--- Start ---
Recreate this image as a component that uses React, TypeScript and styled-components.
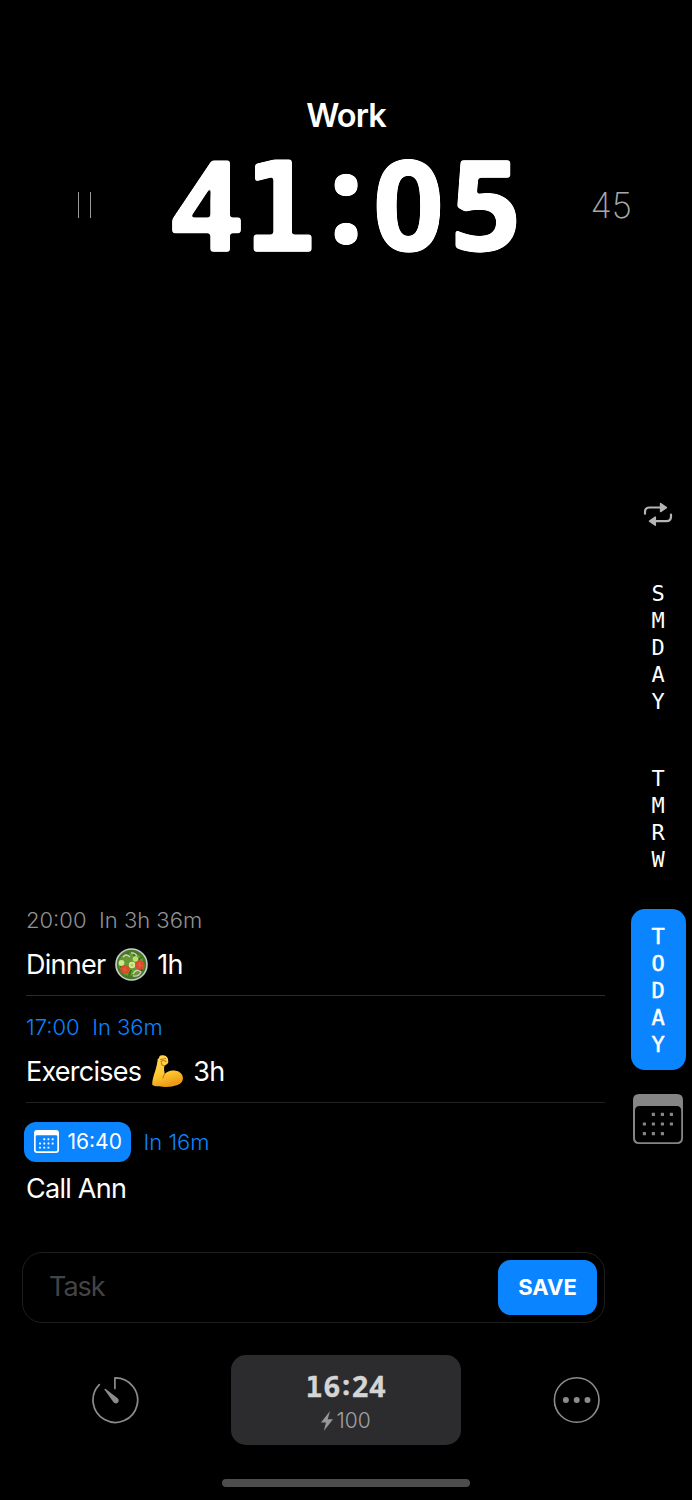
import React from "react";
import styled, { createGlobalStyle, css } from "styled-components";

const BLUE = "#0a84ff";

const GlobalStyle = createGlobalStyle`
  * { box-sizing: border-box; }
  body { margin: 0; background: #000; }
`;

const Screen = styled.div`
  width: 692px;
  height: 1500px;
  display: flex;
  flex-direction: column;
  overflow: hidden;
  background: #000;
  color: #fff;
  font-family: Inter, "Liberation Sans", sans-serif;
`;

const Header = styled.header`
  padding-top: 96px;
  height: 470px;
`;

const Title = styled.h1`
  margin: 0;
  text-align: center;
  font-size: 32.5px;
  line-height: 40px;
  font-weight: 600;
  letter-spacing: -0.9px;
`;

const TimerRow = styled.div`
  display: grid;
  grid-template-columns: 172px 348px 1fr;
  align-items: center;
  height: 138px;
`;

const PauseButton = styled.button`
  display: flex;
  gap: 10.5px;
  margin-left: 78px;
  padding: 0;
  border: 0;
  background: none;
  span { width: 1.3px; height: 26px; background: #999; }
`;

const Total = styled.div`
  padding-left: 70.5px;
  font-size: 35px;
  line-height: 40px;
  font-weight: 200;
  color: #a8a8a8;
  letter-spacing: -0.2px;
`;

const Digits = styled.div<{ $size: number; $color: string; $soft?: boolean }>`
  --pitch: ${(p) => (p.$soft ? 0.618 : 0.61)}em;
  display: flex;
  justify-content: center;
  align-items: baseline;
  font-size: ${(p) => p.$size}px;
  color: ${(p) => p.$color};
  line-height: 1;
  ${(p) => p.$soft && css`filter: url(#soft-corners);`}
`;

const Digit = styled.span`
  flex: none;
  width: var(--pitch);
  text-align: center;
  font-family: "Noto Sans", sans-serif;
  font-weight: 700;
  -webkit-text-stroke: 0.01em currentColor;
`;

const SlabDigit = styled(Digit)`
  font-family: "DejaVu Sans Mono", monospace;
  font-weight: 700;
  transform: translateX(-0.03em) scaleX(0.98);
`;

const Colon = styled(Digit)`
  width: 0.396em;
  font-size: 0.96em;
  -webkit-text-stroke: 0.02em currentColor;
  transform: translateY(-0.075em);
`;

const Body = styled.main`
  display: flex;
  height: 760px;
`;

const Tasks = styled.section`
  width: 605px;
  padding: 0 0 18px 26px;
  display: flex;
  flex-direction: column;
  justify-content: flex-end;
`;

const Task = styled.article<{ $height: number; $top: number; $line?: string }>`
  height: ${(p) => p.$height}px;
  padding-top: ${(p) => p.$top}px;
  border-bottom: ${(p) => (p.$line ? `1px solid ${p.$line}` : "0")};
`;

const Meta = styled.div<{ $color: string; $tall?: boolean }>`
  display: flex;
  align-items: center;
  gap: 12.5px;
  height: ${(p) => (p.$tall ? 40 : 30)}px;
  margin-bottom: ${(p) => (p.$tall ? 6 : 9)}px;
  font-size: 22px;
  font-weight: 300;
  color: ${(p) => p.$color};
  letter-spacing: 0;
`;

const TaskName = styled.div`
  display: flex;
  align-items: center;
  gap: 9.5px;
  height: 40px;
  font-size: 27px;
  font-weight: 400;
  letter-spacing: -0.75px;
`;

const TimeBadge = styled.span`
  display: flex;
  align-items: center;
  gap: 8.5px;
  width: 107px;
  height: 40px;
  margin-left: -2px;
  padding: 0 0 1px 10px;
  border-radius: 12px;
  background: ${BLUE};
  color: #fff;
  font-weight: 400;
  font-size: 21px;
`;

const Sidebar = styled.nav`
  width: 68px;
  margin-left: 19px;
  padding-top: 32px;
  display: flex;
  flex-direction: column;
  align-items: center;
  svg { flex: none; }
`;

const DayTab = styled.div<{ $top: number; $active?: boolean }>`
  margin-top: ${(p) => p.$top}px;
  width: 55px;
  padding: ${(p) => (p.$active ? "14px 0 12px" : "0")};
  border-radius: 14px;
  background: ${(p) => (p.$active ? BLUE : "transparent")};
  display: flex;
  flex-direction: column;
  align-items: center;
  font-family: "DejaVu Sans Mono", monospace;
  font-size: 22px;
  line-height: 27px;
  -webkit-text-stroke: ${(p) => (p.$active ? 0.5 : 0)}px #fff;
`;

const CalendarSlot = styled.div`
  margin-top: 24px;
  height: 51px;
`;

const Composer = styled.form`
  width: 583px;
  height: 71px;
  margin: 22px 0 0 22px;
  padding: 0 7px 0 26px;
  display: flex;
  align-items: center;
  justify-content: space-between;
  border: 1px solid #1e1e1f;
  border-radius: 20px;
`;

const Placeholder = styled.span`
  padding-bottom: 2px;
  font-size: 27px;
  line-height: 32px;
  letter-spacing: -1px;
  color: #444446;
`;

const SaveButton = styled.button`
  width: 99px;
  height: 55px;
  padding: 0;
  border: 0;
  border-radius: 13px;
  background: ${BLUE};
  color: #fff;
  font: 700 22px/55px Inter, sans-serif;
`;

const BottomBar = styled.footer`
  display: flex;
  align-items: center;
  justify-content: space-between;
  height: 90px;
  margin: 32px 91px 0;
  svg { display: block; }
`;

const StatusCard = styled.div`
  width: 230px;
  height: 90px;
  padding-top: 17px;
  border-radius: 15px;
  background: #2c2c2e;
`;

const Battery = styled.div`
  display: flex;
  justify-content: center;
  align-items: center;
  gap: 3px;
  height: 36px;
  font-size: 21px;
  font-weight: 300;
  color: #a0a0a2;
`;

const HomeIndicator = styled.div`
  width: 248px;
  height: 8px;
  margin: 34px auto 0;
  border-radius: 4px;
  background: #4d4d4d;
`;

const FilterDefs = styled.svg`
  position: absolute;
`;

function Clock({ value, size, color, soft }: { value: string; size: number; color: string; soft?: boolean }) {
  return (
    <Digits $size={size} $color={color} $soft={soft}>
      {value.split("").map((c, i) => {
        const Glyph = c === "1" ? SlabDigit : c === ":" ? Colon : Digit;
        return <Glyph key={i}>{c}</Glyph>;
      })}
    </Digits>
  );
}

/* Rounds the corners of the large digits: blur, then sharpen the alpha edge. */
function SoftCorners() {
  return (
    <FilterDefs width="0" height="0" aria-hidden="true">
      <filter id="soft-corners" x="-5%" y="-5%" width="110%" height="110%" colorInterpolationFilters="sRGB">
        <feGaussianBlur stdDeviation="1.8" />
        <feColorMatrix values="1 0 0 0 0  0 1 0 0 0  0 0 1 0 0  0 0 0 5 -2" />
      </filter>
    </FilterDefs>
  );
}

const DOTS = [[1, 0], [2, 0], [3, 0], [0, 1], [1, 1], [2, 1], [3, 1], [0, 2], [1, 2], [2, 2]];

function LargeCalendar() {
  return (
    <svg width="51" height="51" viewBox="0 0 51 51" fill="#858585">
      <path fillRule="evenodd" d="M6 0H44Q50 0 50 6V44Q50 50 44 50H6Q0 50 0 44V6Q0 0 6 0ZM6.500 12Q2 12 2 16.500V43.500Q2 48.200 6.500 48.200H43.500Q48.200 48.200 48.200 43.500V16.500Q48.200 12 43.500 12Z" />
      {DOTS.map(([x, y]) => (
        <rect key={`${x}${y}`} x={9.800 + x * 9} y={18.800 + y * 9.600} width="3.200" height="3.200" rx=".5" />
      ))}
    </svg>
  );
}

function SmallCalendar() {
  return (
    <svg width="25" height="23" viewBox="0 0 25 23" fill="#fff">
      <path fillRule="evenodd" d="M3 0H22Q25 0 25 3V20Q25 23 22 23H3Q0 23 0 20V3Q0 0 3 0ZM3 5.300Q1.700 5.300 1.700 6.600V19.700Q1.700 21.300 3.300 21.300H21.700Q23.300 21.300 23.300 19.700V6.600Q23.300 5.300 22 5.300Z" />
      {DOTS.map(([x, y]) => (
        <rect key={`${x}${y}`} x={5.100 + x * 4.200} y={8.300 + y * 4.200} width="1.900" height="1.900" rx=".4" />
      ))}
    </svg>
  );
}

function RepeatIcon() {
  return (
    <svg width="30" height="24" viewBox="0 0 30 24" fill="none" stroke="#b5b5b5" strokeWidth="2.200" strokeLinecap="round" strokeLinejoin="round">
      <path d="M2 11.700V10Q2 5.500 6.500 5.500H18" />
      <path d="M28 12.500V14.500Q28 19.200 23.500 19.200H12" />
      <path d="M17.600 1.500V9.600L23.400 5.600ZM12.300 15.100V23.200L6.500 19.200Z" fill="#b5b5b5" strokeWidth="1.500" />
    </svg>
  );
}

function Salad() {
  return (
    <svg width="33" height="33" viewBox="0 0 33 33">
      <circle cx="16.500" cy="16.500" r="16.300" fill="#c9ced0" />
      <circle cx="16.500" cy="16.500" r="14.700" fill="#477a24" />
      <path d="M5 11Q8 5 13 7Q17 2 22 7Q29 8 28 14Q32 20 26 23Q22 30 15 27Q8 29 6 22Q1 17 5 11Z" fill="#659b32" />
      <path d="M12 5L14 8M20 4L19 8M27 9L23 12M5 19L8 18M14 27L16 22M28 23L24 21" stroke="#3c6d20" strokeWidth="2" />
      <path d="M8 9Q11 5 15 9M16 5Q20 4 22 8M18 26Q21 20 26 24Q24 29 18 28" fill="none" stroke="#dfc4ce" strokeWidth="1.300" />
      <circle cx="6.500" cy="15" r="2.900" fill="#d0e68a" />
      <circle cx="20.500" cy="11" r="2.800" fill="#bddd74" />
      <circle cx="17" cy="17" r="3.200" fill="#d7ea9a" />
      <circle cx="10" cy="21.500" r="4.600" fill="#d94b2b" />
      <circle cx="24.800" cy="17" r="4.700" fill="#dc492c" />
      <path d="M7.500 20.500L12.500 22.500M10.500 18.500L9.500 24M22.500 16L27.500 18M25 14L24.500 20" stroke="#e66a45" strokeWidth=".8" />
      <circle cx="17" cy="17" r="1.500" fill="#aecb63" />
    </svg>
  );
}

function Biceps() {
  return (
    <svg width="33" height="34" viewBox="0 0 33 34">
      <defs>
        <linearGradient id="skin" x1="0" y1="0" x2="0.300" y2="1">
          <stop offset="0" stopColor="#ffda55" />
          <stop offset=".65" stopColor="#ffc832" />
          <stop offset="1" stopColor="#ed9c17" />
        </linearGradient>
      </defs>
      <path d="M8 4Q8 1.500 11 1.200Q15 .7 16.800 4.200Q18 8 16.500 9.800Q14.500 11.500 13.300 11.700Q12.500 15 13.700 20Q17.500 15.800 23.500 16.500Q31.500 17.500 32 24Q32 29 26.500 31Q18 34 8 32.300Q2 32.500 1.200 30.500Q1 26 4.500 16Q6 11 6.500 7Q6 5 8 4Z" fill="url(#skin)" />
      <path d="M9.500 5.500L14.500 4.500M10 7.500Q12 5.500 15 7.500M13.300 11.700Q10 11.500 10.500 8.500M13.700 20Q12.300 21.500 12 24" fill="none" stroke="#c97915" strokeWidth="1.100" strokeLinecap="round" />
    </svg>
  );
}

function TimerIcon() {
  return (
    <svg width="48" height="48" viewBox="0 0 48 48" fill="none" stroke="#8c8c8c" strokeWidth="1.700">
      <path d="M23.900 12.500V1.800A22.300 22.300 0 1 1 8.300 8.600" strokeLinecap="round" strokeLinejoin="round" />
      <path d="M13.200 13.200Q13.900 12.400 14.700 13L26.400 22Q28.700 24 27 26.500Q24.700 28.500 22.500 26.300Z" fill="#8c8c8c" stroke="none" />
    </svg>
  );
}

function MoreIcon() {
  return (
    <svg width="48" height="48" viewBox="0 0 48 48" fill="#8c8c8c">
      <circle cx="23.700" cy="24" r="22.300" fill="none" stroke="#8c8c8c" strokeWidth="1.600" />
      {[12.900, 23.700, 34.500].map((x) => <circle key={x} cx={x} cy="24" r="3" />)}
    </svg>
  );
}

function DayLetters({ word }: { word: string }) {
  return <>{word.split("").map((c, i) => <span key={i}>{c}</span>)}</>;
}

export default function App() {
  return (
    <Screen>
      <GlobalStyle />
      <SoftCorners />
      <Header>
        <Title>Work</Title>
        <TimerRow>
          <PauseButton aria-label="Pause"><span /><span /></PauseButton>
          <Clock value="41:05" size={125} color="#fff" soft />
          <Total>45</Total>
        </TimerRow>
      </Header>
      <Body>
        <Tasks>
          <Task $height={91} $top={0} $line="#2b2b2b">
            <Meta $color="#929292"><span>20:00</span><span>In 3h 36m</span></Meta>
            <TaskName><span>Dinner</span><Salad /><span>1h</span></TaskName>
          </Task>
          <Task $height={107} $top={16} $line="#202020">
            <Meta $color={BLUE}><span>17:00</span><span>In 36m</span></Meta>
            <TaskName><span>Exercises</span><Biceps /><span>3h</span></TaskName>
          </Task>
          <Task $height={109} $top={19}>
            <Meta $color={BLUE} $tall><TimeBadge><SmallCalendar />16:40</TimeBadge><span>In 16m</span></Meta>
            <TaskName><span>Call Ann</span></TaskName>
          </Task>
        </Tasks>
        <Sidebar>
          <RepeatIcon />
          <DayTab $top={53.5}><DayLetters word="SMDAY" /></DayTab>
          <DayTab $top={50}><DayLetters word="TMRW" /></DayTab>
          <DayTab $top={36.5} $active><DayLetters word="TODAY" /></DayTab>
          <CalendarSlot><LargeCalendar /></CalendarSlot>
        </Sidebar>
      </Body>
      <Composer>
        <Placeholder>Task</Placeholder>
        <SaveButton type="button">SAVE</SaveButton>
      </Composer>
      <BottomBar>
        <TimerIcon />
        <StatusCard>
          <Clock value="16:24" size={28.5} color="#d5d5d6" />
          <Battery>
            <svg width="12" height="20" viewBox="0 0 12 20" fill="#98989a"><path d="M9 0L0 11.500H5L2.800 20L12 8.200H6.700Z" /></svg>
            <span>100</span>
          </Battery>
        </StatusCard>
        <MoreIcon />
      </BottomBar>
      <HomeIndicator />
    </Screen>
  );
}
--- End ---
* Exercise prompt *
Return every line above that contains the word "components".

* Answer for the task *
Recreate this image as a component that uses React, TypeScript and styled-components.
import styled, { createGlobalStyle, css } from "styled-components";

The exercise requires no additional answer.